> _Provided data_

* START *

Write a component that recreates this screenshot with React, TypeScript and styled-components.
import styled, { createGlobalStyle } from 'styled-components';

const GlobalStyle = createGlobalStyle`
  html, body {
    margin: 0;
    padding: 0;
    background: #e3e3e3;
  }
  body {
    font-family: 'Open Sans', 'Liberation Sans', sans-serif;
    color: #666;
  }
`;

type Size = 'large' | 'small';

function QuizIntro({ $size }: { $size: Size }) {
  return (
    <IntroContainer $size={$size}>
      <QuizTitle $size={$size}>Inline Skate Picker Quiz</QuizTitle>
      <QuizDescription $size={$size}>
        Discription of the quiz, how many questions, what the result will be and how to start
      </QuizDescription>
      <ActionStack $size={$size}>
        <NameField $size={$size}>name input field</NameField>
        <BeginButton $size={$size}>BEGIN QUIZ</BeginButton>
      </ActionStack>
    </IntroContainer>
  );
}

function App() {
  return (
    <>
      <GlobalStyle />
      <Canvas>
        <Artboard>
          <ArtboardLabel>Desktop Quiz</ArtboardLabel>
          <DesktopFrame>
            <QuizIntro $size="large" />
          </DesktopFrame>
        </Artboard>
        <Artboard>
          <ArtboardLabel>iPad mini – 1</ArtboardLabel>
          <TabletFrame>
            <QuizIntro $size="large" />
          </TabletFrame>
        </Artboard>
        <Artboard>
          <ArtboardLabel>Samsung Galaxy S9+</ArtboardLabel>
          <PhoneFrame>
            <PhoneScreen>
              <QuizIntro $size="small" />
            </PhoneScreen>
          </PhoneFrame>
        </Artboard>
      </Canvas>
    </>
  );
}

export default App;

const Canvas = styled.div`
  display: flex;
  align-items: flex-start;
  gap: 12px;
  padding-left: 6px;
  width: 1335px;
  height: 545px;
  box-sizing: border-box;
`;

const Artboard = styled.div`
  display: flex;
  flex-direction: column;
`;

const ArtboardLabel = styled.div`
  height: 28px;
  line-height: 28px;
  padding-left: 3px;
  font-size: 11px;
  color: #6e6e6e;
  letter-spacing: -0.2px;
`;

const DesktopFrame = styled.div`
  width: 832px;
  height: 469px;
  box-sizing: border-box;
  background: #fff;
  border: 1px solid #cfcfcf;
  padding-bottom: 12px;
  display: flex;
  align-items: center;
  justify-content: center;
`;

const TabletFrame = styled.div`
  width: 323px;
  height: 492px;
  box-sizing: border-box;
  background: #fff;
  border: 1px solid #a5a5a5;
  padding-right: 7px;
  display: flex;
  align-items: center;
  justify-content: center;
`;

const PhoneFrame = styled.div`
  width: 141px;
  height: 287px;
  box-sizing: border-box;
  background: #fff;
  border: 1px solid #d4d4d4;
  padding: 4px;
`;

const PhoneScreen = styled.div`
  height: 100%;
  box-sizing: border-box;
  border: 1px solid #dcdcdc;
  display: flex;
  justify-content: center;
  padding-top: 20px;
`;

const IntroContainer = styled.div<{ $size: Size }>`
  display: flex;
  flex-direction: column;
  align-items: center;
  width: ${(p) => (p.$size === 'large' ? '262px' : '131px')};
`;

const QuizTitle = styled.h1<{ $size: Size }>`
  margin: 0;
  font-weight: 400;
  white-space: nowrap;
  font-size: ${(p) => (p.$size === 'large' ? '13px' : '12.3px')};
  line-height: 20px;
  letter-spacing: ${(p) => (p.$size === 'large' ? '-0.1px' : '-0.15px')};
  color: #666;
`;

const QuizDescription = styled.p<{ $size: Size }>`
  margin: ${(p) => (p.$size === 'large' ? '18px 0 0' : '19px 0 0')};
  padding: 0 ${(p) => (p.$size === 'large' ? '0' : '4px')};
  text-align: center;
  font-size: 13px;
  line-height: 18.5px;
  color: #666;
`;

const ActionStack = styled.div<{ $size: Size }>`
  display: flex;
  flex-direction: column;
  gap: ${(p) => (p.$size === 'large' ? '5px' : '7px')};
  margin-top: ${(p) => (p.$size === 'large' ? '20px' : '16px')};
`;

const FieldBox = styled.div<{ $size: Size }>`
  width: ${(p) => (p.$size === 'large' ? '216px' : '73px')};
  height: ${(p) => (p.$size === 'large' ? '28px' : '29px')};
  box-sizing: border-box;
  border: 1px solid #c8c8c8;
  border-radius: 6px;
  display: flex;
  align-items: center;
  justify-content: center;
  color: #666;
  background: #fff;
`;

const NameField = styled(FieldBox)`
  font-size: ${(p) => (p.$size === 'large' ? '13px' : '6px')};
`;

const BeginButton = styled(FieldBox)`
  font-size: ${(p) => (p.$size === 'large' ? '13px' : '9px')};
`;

* END *

> _Request_
Your task is to gather every line with the word "components" and copy it.

> _Response for this exercise_
Write a component that recreates this screenshot with React, TypeScript and styled-components.
import styled, { createGlobalStyle } from 'styled-components';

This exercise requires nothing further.